Uglješa Grušić has published on SSRN a policy brief titled Remote working and European private international law.
The brief was prepared for the European Trade Union Institute (ETUI) an independent research and training centre of the European Trade Union Confederation (ETUC) which itself affiliates European trade unions into a single European umbrella organisation.
Policy implications listed in the brief are as follows:
- The risk created by expanding the labour pool to workers based in other countries can, if necessary, be dealt with by EU legislative action, for example, through substantive EU employment law. Furthermore, the risk created by expanding the labour pool to workers based in non-EU countries can be dealt with by the overriding application of EU employment standards to situations sufficiently closely connected with the EU. Empirical data is needed to assess the policy implications of the risk created by the expansion of the labour pool to workers based in other countries. This risk should therefore be monitored in the years ahead.

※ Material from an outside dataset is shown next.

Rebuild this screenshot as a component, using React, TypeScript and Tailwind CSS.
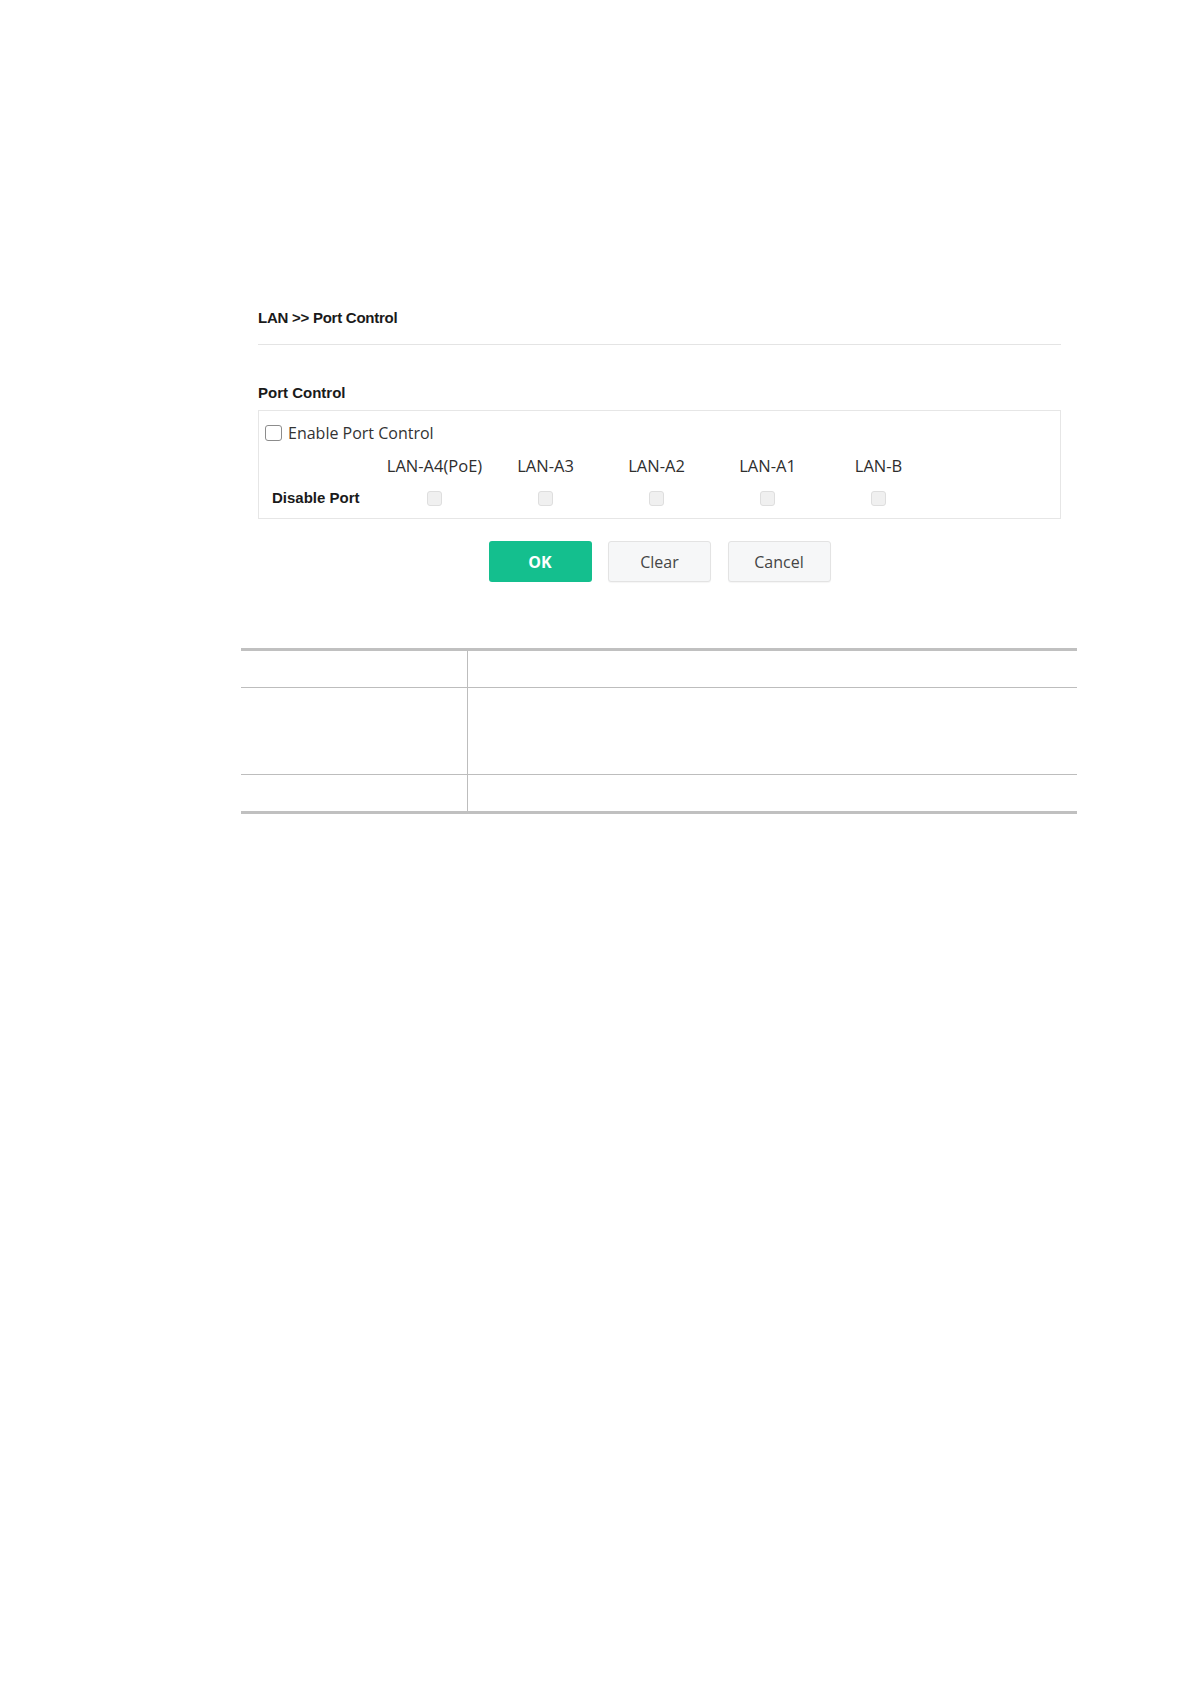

- The Brussels I Regulation, the Lugano Convention and the Rome I Regulation give domestic courts an adequate tool to deal with the potential of remote working to put additional pressure on the employee/self-employed worker dichotomy. Nevertheless, application of the concept of ‘individual employment contract’ to remote working should be monitored in the years ahead.
- Employers might be able to use arbitration agreements to effectively escape the jurisdiction of domestic courts and employment laws. This issue requires further research.